++++ Provided records ++++
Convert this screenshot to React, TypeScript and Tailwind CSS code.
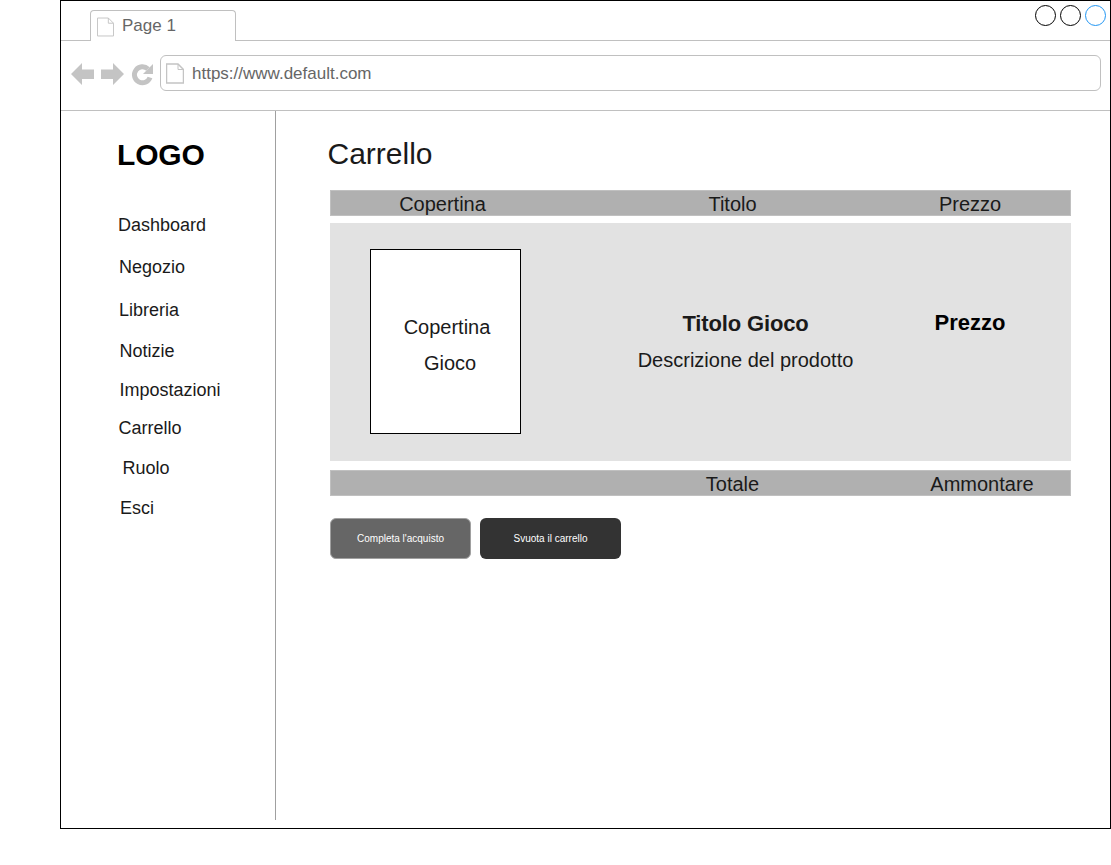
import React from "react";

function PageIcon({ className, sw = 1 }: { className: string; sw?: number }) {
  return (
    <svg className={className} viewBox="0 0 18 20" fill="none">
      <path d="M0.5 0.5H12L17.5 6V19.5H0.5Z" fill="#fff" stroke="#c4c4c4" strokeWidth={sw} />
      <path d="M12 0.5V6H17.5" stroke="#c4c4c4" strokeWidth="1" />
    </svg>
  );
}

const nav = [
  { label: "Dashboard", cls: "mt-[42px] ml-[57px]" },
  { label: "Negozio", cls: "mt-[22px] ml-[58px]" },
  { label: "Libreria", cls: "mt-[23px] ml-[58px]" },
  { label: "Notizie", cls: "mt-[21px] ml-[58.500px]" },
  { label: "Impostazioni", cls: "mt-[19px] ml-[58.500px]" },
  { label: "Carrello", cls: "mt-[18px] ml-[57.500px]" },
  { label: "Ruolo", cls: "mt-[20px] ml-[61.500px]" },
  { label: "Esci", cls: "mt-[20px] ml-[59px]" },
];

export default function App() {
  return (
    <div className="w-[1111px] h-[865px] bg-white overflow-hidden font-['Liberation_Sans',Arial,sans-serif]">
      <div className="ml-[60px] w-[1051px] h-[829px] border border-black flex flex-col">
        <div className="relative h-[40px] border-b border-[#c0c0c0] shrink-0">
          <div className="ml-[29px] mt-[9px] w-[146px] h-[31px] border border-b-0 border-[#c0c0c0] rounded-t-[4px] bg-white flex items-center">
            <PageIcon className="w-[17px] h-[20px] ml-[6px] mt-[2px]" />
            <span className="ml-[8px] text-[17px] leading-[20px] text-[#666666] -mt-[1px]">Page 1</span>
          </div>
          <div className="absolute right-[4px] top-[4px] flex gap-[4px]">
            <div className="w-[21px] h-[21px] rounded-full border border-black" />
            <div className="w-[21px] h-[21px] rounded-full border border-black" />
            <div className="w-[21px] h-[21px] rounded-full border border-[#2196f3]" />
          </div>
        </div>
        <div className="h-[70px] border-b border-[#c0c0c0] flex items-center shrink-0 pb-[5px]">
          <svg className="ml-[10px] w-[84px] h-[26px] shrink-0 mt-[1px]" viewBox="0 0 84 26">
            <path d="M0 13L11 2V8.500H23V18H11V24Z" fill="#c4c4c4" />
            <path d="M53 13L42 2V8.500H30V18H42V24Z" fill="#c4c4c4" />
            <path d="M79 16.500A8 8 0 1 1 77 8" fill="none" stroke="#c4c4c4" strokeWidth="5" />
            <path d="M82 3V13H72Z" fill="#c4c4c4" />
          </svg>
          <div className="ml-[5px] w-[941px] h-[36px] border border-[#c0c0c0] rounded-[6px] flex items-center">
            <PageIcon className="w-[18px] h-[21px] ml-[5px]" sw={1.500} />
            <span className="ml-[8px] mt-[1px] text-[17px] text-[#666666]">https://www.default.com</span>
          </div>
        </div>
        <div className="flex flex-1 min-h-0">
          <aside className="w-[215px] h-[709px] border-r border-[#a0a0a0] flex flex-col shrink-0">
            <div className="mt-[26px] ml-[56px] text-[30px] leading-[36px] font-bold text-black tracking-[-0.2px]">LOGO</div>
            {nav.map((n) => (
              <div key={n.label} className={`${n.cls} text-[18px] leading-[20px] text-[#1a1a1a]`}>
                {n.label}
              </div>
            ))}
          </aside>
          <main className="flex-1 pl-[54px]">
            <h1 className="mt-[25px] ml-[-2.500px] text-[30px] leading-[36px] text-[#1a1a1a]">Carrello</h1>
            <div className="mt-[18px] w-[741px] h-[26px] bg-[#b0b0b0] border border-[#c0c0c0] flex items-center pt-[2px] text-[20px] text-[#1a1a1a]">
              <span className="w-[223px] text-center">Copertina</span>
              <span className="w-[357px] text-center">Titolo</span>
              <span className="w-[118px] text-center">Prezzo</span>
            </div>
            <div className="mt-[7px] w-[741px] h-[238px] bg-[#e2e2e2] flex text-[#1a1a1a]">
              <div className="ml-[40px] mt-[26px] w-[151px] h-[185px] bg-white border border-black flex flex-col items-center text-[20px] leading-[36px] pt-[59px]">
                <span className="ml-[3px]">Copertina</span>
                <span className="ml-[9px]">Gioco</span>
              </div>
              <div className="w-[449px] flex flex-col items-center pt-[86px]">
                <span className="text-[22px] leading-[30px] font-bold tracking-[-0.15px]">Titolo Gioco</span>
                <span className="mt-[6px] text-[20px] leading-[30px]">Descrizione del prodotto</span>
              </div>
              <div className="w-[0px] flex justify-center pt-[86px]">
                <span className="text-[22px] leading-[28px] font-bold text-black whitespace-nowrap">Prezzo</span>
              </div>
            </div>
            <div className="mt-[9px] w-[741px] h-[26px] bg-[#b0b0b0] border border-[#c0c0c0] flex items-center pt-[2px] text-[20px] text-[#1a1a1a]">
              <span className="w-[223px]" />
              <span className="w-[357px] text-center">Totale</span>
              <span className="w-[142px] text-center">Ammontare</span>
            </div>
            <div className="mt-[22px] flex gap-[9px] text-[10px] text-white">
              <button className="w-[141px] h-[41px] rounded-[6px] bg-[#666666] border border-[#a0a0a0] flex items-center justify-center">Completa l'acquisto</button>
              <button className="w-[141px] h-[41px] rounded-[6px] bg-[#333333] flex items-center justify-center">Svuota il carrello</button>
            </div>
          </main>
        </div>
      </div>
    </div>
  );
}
++++
++++ Provided records ++++
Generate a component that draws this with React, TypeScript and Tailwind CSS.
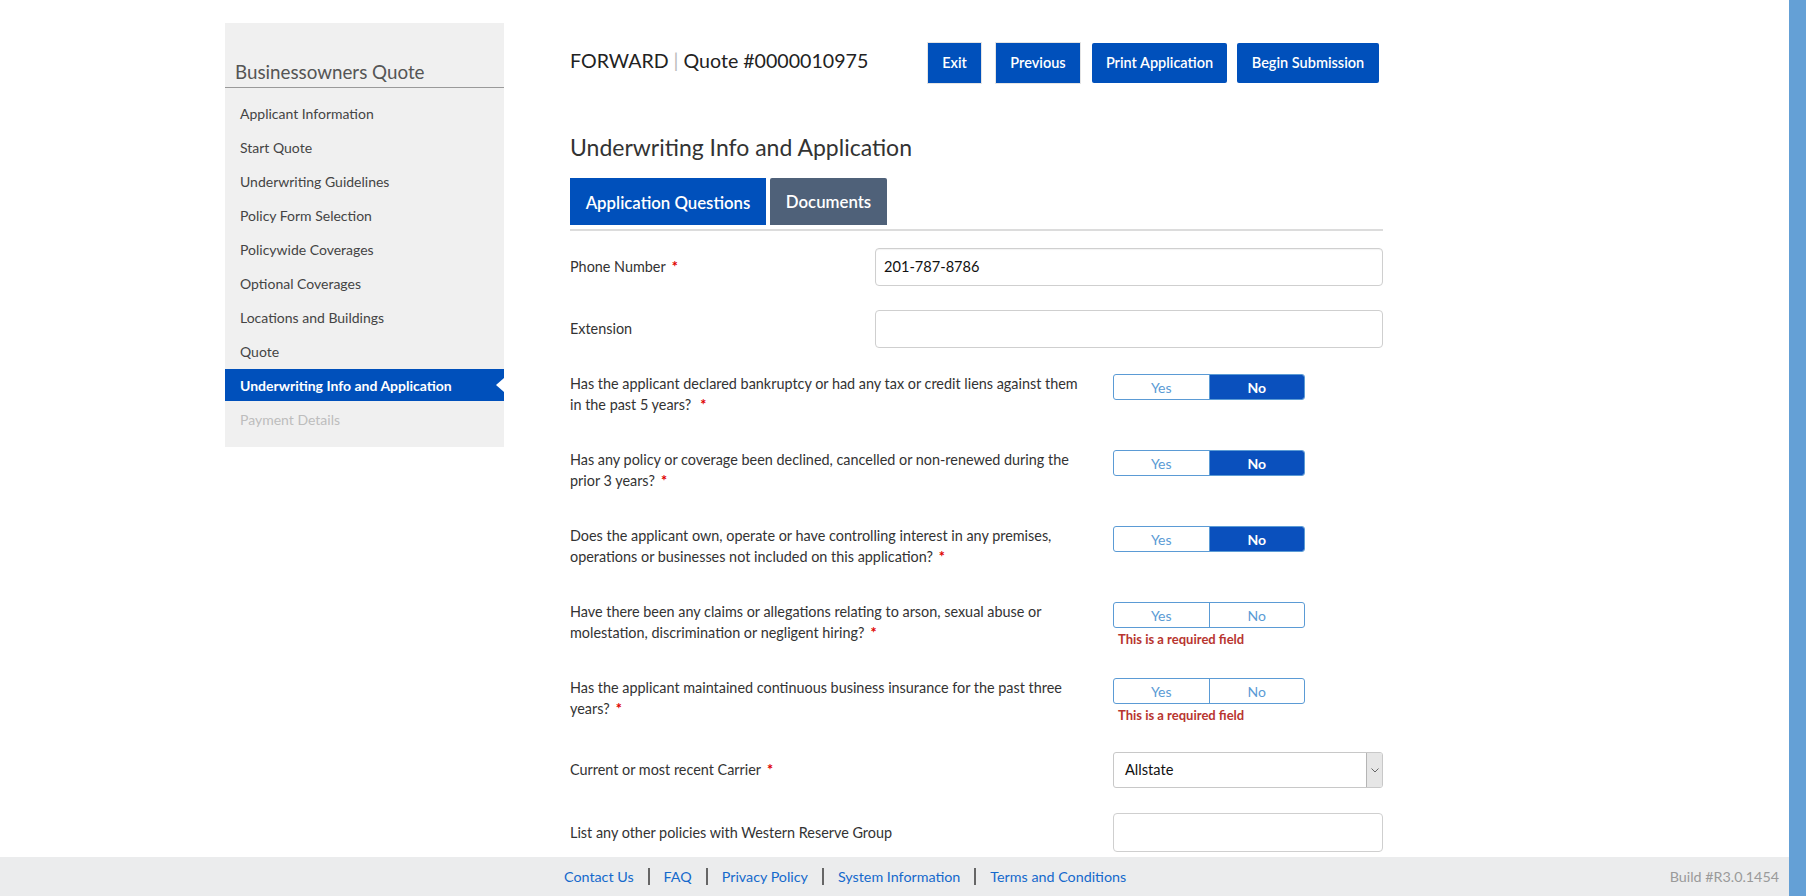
++++
++++ Provided records ++++
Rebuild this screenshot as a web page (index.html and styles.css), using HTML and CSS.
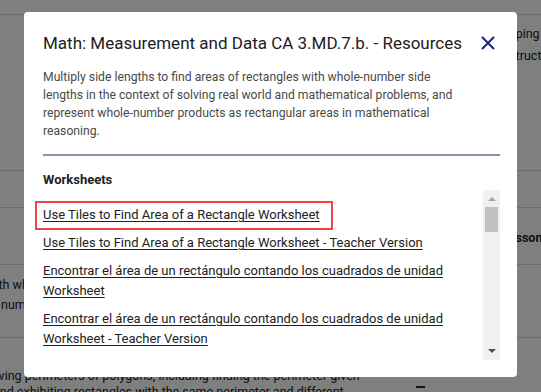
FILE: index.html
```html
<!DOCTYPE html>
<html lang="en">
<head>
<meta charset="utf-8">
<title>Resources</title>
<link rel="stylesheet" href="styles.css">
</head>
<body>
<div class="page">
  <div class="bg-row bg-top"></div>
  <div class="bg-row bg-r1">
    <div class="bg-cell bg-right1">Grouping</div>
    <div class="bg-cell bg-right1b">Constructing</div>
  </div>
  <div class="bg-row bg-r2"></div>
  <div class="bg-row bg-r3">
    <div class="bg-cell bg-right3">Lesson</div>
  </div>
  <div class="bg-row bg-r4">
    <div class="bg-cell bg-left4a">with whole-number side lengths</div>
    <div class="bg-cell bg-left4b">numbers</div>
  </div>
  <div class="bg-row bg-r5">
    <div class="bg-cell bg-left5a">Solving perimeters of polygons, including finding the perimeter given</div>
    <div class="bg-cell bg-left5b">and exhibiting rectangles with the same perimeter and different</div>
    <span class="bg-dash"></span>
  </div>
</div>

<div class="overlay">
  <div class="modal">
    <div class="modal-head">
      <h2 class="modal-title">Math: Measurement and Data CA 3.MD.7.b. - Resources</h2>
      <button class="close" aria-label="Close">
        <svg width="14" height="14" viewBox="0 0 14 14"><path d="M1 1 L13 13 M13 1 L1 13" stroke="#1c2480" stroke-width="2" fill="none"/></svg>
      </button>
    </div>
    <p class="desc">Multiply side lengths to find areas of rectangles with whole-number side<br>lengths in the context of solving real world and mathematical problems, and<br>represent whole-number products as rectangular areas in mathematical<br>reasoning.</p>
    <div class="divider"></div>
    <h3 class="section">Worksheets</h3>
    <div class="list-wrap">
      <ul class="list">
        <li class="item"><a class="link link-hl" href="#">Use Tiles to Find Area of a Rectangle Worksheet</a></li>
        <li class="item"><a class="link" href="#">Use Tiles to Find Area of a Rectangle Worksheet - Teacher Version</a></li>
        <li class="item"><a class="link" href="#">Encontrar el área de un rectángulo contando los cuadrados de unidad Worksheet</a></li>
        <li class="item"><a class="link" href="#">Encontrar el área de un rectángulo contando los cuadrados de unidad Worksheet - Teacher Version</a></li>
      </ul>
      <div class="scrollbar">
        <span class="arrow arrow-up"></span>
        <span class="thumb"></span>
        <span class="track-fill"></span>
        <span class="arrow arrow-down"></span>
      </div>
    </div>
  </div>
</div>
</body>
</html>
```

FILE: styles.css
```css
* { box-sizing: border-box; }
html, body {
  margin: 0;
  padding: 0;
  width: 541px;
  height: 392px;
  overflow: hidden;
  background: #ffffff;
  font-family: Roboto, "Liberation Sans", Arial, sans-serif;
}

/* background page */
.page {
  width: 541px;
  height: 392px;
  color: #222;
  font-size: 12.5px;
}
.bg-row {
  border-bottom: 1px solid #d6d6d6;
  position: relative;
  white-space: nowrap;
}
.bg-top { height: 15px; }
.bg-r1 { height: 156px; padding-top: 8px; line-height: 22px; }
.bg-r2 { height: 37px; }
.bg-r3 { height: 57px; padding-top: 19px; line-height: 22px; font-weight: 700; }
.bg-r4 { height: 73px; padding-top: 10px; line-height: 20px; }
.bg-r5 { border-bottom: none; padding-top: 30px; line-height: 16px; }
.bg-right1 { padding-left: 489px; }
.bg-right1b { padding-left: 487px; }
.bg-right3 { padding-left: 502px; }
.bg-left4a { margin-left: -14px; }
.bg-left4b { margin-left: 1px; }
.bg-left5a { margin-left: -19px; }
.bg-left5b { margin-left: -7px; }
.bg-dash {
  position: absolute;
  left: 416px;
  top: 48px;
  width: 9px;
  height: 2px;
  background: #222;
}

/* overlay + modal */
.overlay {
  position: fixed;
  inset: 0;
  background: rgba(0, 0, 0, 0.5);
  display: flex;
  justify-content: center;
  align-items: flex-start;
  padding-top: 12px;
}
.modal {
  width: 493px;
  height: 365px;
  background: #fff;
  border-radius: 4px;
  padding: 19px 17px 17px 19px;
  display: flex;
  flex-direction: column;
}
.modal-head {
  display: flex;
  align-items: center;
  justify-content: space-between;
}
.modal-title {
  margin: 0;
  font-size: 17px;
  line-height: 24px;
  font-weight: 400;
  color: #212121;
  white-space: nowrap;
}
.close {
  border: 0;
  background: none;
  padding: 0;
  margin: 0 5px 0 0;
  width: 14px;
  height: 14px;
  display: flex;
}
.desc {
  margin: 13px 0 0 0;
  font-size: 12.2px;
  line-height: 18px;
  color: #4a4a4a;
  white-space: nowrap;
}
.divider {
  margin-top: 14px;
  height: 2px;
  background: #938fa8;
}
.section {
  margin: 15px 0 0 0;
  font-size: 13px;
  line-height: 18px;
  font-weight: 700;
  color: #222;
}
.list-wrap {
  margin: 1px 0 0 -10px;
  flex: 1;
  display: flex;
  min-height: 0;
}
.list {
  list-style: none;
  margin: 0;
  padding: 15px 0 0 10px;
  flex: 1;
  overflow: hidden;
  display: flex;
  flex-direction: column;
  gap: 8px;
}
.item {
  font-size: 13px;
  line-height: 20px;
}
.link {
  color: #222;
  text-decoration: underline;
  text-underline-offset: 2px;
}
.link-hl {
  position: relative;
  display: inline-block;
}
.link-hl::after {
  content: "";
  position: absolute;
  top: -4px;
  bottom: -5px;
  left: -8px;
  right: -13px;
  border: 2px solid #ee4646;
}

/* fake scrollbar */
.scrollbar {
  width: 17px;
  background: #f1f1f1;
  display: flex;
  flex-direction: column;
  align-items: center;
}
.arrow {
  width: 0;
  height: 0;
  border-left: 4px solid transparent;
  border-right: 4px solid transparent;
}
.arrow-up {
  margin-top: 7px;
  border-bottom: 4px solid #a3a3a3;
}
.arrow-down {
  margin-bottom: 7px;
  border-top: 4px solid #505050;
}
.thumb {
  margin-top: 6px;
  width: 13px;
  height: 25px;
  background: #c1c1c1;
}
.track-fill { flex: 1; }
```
++++
▶ **Exercise objective**
Omit all pictures and repeat exactly the lines from the one containing "Convert this screenshot" through the one containing "import React from", ends included, with nothing added.

▶ **Result for this exercise**
Convert this screenshot to React, TypeScript and Tailwind CSS code.
import React from "react";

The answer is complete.